Indigenous approaches to inter-polity relations continue to exist today, surviving generations of dispossession of land and culture. A clear example of this is the Welcome to and Acknowledgement of Country, based upon the central notion of ‘reciprocity’. This protocol was traditionally practiced within First Nations communities to greet peoples from different areas. The inbound traveller would often yield a message stick and wait for custodians of the land to grant permission to enter and offer safe passage before encroaching upon foreign country.
Land, it is clear, plays a central role in Indigenous Australian political order. According to the worldview of First Nations peoples, everything from humans to animals, plants, rivers, and mountains were brought into existence by the land itself through ‘The Dreaming’. Distinct from European-derived understandings of international relations, Indigenous peoples see country as the ‘foundation for socio-political [order]’. As Wiradyuri man and Research Fellow in Indigenous Diplomacy at the Australian National University, James Blackwell, rightly puts, a First Nations foreign policy will ‘change the way we think about…national interest, the nation’s relationships and responsibilities, and even the way we think about our country’.
National Interest
It has long been acknowledged climate change remains the ‘defining issue of our age…the central challenge of our century’. Indigenous peoples will, unfortunately, be among the first to face the direct consequences of global warming despite contributing the least to greenhouse gas emissions.

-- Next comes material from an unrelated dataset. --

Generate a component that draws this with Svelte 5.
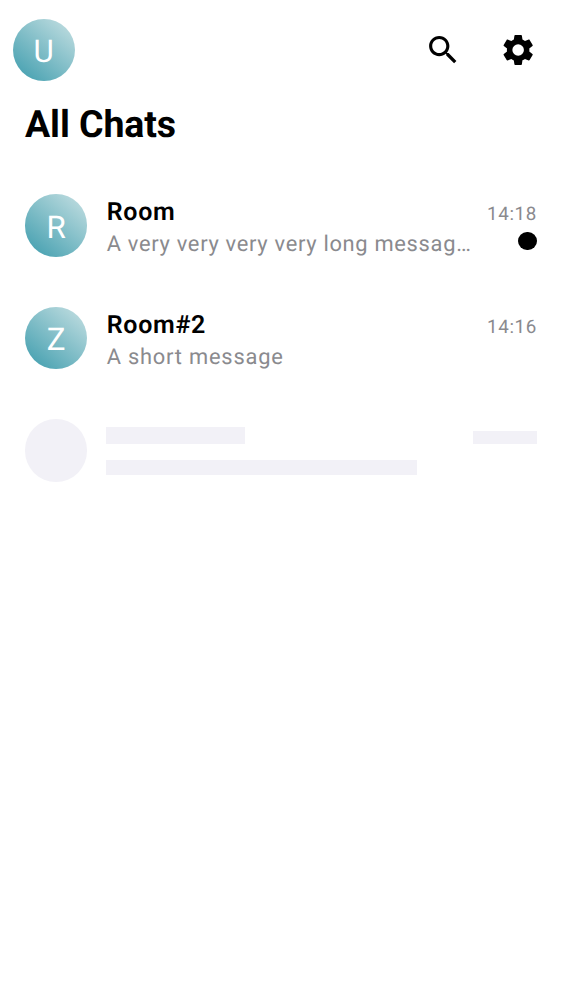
<script>
  const chats = [
    { initial: 'R', name: 'Room', message: 'A very very very very long messag…', time: '14:18', unread: true },
    { initial: 'Z', name: 'Room#2', message: 'A short message', time: '14:16', unread: false }
  ];
</script>

<main>
  <header>
    <div class="avatar">U</div>
    <nav>
      <button aria-label="Search">
        <svg viewBox="-0.25 -0.15 24 24"><path d="M15.5 14h-.79l-.28-.27C15.41 12.59 16 11.11 16 9.5 16 5.91 13.09 3 9.5 3S3 5.91 3 9.5 5.91 16 9.5 16c1.61 0 3.09-.59 4.23-1.57l.27.28v.79l5 4.99L20.49 19l-4.99-5zm-6 0C7.01 14 5 11.99 5 9.5S7.01 5 9.5 5 14 7.01 14 9.5 11.99 14 9.5 14z" /></svg>
      </button>
      <button aria-label="Settings">
        <svg viewBox="-0.25 -0.15 24 24"><path d="M19.14 12.94c.04-.3.06-.61.06-.94 0-.32-.02-.64-.07-.94l2.03-1.58c.18-.14.23-.41.12-.61l-1.92-3.32c-.12-.22-.37-.29-.59-.22l-2.39.96c-.5-.38-1.03-.7-1.62-.94l-.36-2.54c-.04-.24-.24-.41-.48-.41h-3.84c-.24 0-.43.17-.47.41l-.36 2.54c-.59.24-1.13.57-1.62.94l-2.39-.96c-.22-.08-.47 0-.59.22L2.74 8.87c-.12.21-.08.47.12.61l2.03 1.58c-.05.3-.09.63-.09.94s.02.64.07.94l-2.03 1.58c-.18.14-.23.41-.12.61l1.92 3.32c.12.22.37.29.59.22l2.39-.96c.5.38 1.03.7 1.62.94l.36 2.54c.05.24.24.41.48.41h3.84c.24 0 .44-.17.47-.41l.36-2.54c.59-.24 1.13-.56 1.62-.94l2.39.96c.22.08.47 0 .59-.22l1.92-3.32c.12-.22.07-.47-.12-.61l-2.01-1.58zM12 15.7A3.7 3.7 0 1 1 12 8.3a3.7 3.7 0 0 1 0 7.4z" /></svg>
      </button>
    </nav>
  </header>

  <h1>All Chats</h1>

  <section>
    {#each chats as chat}
      <article class:unread={chat.unread}>
        <div class="avatar">{chat.initial}</div>
        <div class="body">
          <h2>{chat.name}</h2>
          <p>{chat.message}</p>
        </div>
        <div class="meta">
          <time>{chat.time}</time>
          {#if chat.unread}<span class="dot"></span>{/if}
        </div>
      </article>
    {/each}
    <article>
      <div class="avatar blank"></div>
      <div class="body skeleton">
        <div class="bar name"></div>
        <div class="bar message"></div>
      </div>
      <div class="bar time"></div>
    </article>
  </section>
</main>

<style>
  :global(body) { margin: 0; background: #fff; }
  main { min-height: 1000px; overflow: hidden; font-family: Roboto, sans-serif; color: #000; background: #fff; text-rendering: geometricPrecision; }
  header { height: 100px; box-sizing: border-box; display: flex; align-items: center; justify-content: space-between; padding: 0 6.4px 0 12.5px; }
  nav { display: flex; }
  button { width: 75px; height: 75px; padding: 0; border: 0; background: none; display: grid; place-items: center; }
  svg { width: 37.5px; height: 37.5px; display: block; fill: #000; }
  .avatar { width: 62.5px; height: 62.5px; flex: none; border-radius: 50%; display: flex; align-items: center; justify-content: center; box-sizing: border-box; padding-top: 3px; color: #fff; font-size: 31.25px; line-height: 37px; background: linear-gradient(40deg, #45a0b0 7%, #badade 90%); }
  article .avatar { margin-left: -0.2px; }
  .avatar.blank { background: #f2f1f7; }
  h1 { margin: 0; padding: 0 25px; height: 69.4px; line-height: 51px; font-size: 37.5px; font-weight: 700; letter-spacing: -0.1px; box-sizing: border-box; }
  article { height: 112.5px; box-sizing: border-box; padding: 25px 25px 0; display: flex; align-items: flex-start; }
  .body { flex: 1; min-width: 0; padding: 1px 0 0 19.4px; }
  h2 { margin: 0; font-size: 25px; font-weight: 600; line-height: 36px; letter-spacing: 0.7px; }
  p { margin: 0; font-size: 21.875px; line-height: 28px; letter-spacing: 0.79px; color: #8a8a8e; white-space: nowrap; }
  .unread p { letter-spacing: 0.7px; }
  .meta { width: 64px; flex: none; display: flex; flex-direction: column; align-items: flex-end; padding-top: 8px; }
  time { font-size: 18.75px; line-height: 24px; letter-spacing: 0.65px; color: #8a8a8e; }
  .dot { width: 18.75px; height: 18.75px; border-radius: 50%; background: #000; margin-top: 5.3px; }
  .bar { background: #f2f1f7; }
  .body.skeleton { padding: 8px 0 0 18.9px; }
  .bar.name { width: 139px; height: 17px; }
  .bar.message { width: 311px; height: 15px; margin-top: 16px; }
  .bar.time { width: 64px; height: 13px; margin-top: 12px; flex: none; }
</style>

A First Nations foreign policy puts those who will be hit the hardest front and centre. This includes communities living in the Torres Strait, just north of Queensland’s Cape York Peninsula, who fear their islands will soon be lost to rising sea levels. By incorporating a First Nations perspective in our approach to international relations, these communities have an opportunity to steer regional adaptation and mitigation action through their climate change experiences and traditional knowledge.
Aotearoa New Zealand, with past experience in allowing Indigenous values to shape foreign policy, provides a clear example of the impact this may have. In an address made earlier this year, Foreign Affairs Minister Nanaia Mahuta outlines how key Māori values – Manaakitanga (reciprocity), Whanaungatanga (kinship), Mahi tahi and kotahitanga (solidarity), Kaitiakitanga (intergenerational wellbeing) – play an important role in her country’s resilience approach. Indeed, this correlates closely with Aotearoa New Zealand’s commitment to provide $1.3 billion in climate finance to developing countries over the next four years.
Relationships and Responsibilities
As of late, increased international attention has been paid to the Indo-Pacific, reflecting the geoeconomic and geostrategic significance of the region. The Australian Government has also taken the opportunity to reset our approach in the Indo-Pacific throughout the past year, and a First Nations foreign policy is likely to play an important role in furthering our regional engagement.
A clear example of this is the New Zealand-led Indigenous Peoples Economic and Trade Cooperation Arrangement involving Taiwan, Canada, and Australia – Canada and Aotearoa New Zealand being two of our Five Eyes partners with Indigenous foreign policy strategies. Particularly in the case of Taiwan, First Nations cooperation plays a vital role in overcoming diplomatic isolation facing the island. As Taiwan’s sole representatives to the United Nations, its Indigenous communities are the ‘island’s international relations lifeline’. Continued engagement with these First Nations peoples has key cultural, political, and economic implications, and adds a new dimension to already highly contested claims of sovereignty.
Australia’s commitment to include Indigenous voices in our international affairs goes beyond the Indo-Pacific and may serve as an inspiration to another of our Five Eyes partners – the United States. Founded on Indigenous land and sharing a colonial history, the United States is able to draw upon successful models of First Nations inclusion in foreign policy like that introduced in Aotearoa New Zealand and, hopefully, Australia. Furthermore, by including Indigenous Australians in our international engagements, we are able to strengthen our ties in regions we are not as well connected to such as Latin America.
Our Country
Last year, the Indigenous Diplomacy Agenda was released by the Department of Foreign Affairs and Trade with the vision of ‘elevat[ing] indigenous issues in the work of the…portfolio’. It outlined four primary pillars of focus – Foreign Policy, Trade and Economic Policy, Development Policy, and Corporate Policy. The Indigenous Diplomacy Agenda, however, fell short by casting Indigenous Australians as ‘victims’ and ignoring their ‘sovereign agency’. This reflects a long struggle for self-determination (Article 3, United Nations Declaration on the Rights of Indigenous People) which First Nations peoples around the world have faced for centuries. The Australian Government’s current commitment to a First Nations foreign policy seems to be an improvement, seeing as it will be co-designed with Indigenous Australians as ‘genuine partners’.
In the past, Foreign Affairs Minister Penny Wong has said ‘foreign policy starts with who we are’. Undeniably, our country has a brutal colonial past – the effects of which still persist today. While this is irreversible, our approach to international affairs can and should be adapted to reflect the ‘reality of modern Australia, including First Nations identities, perspectives, and practices’.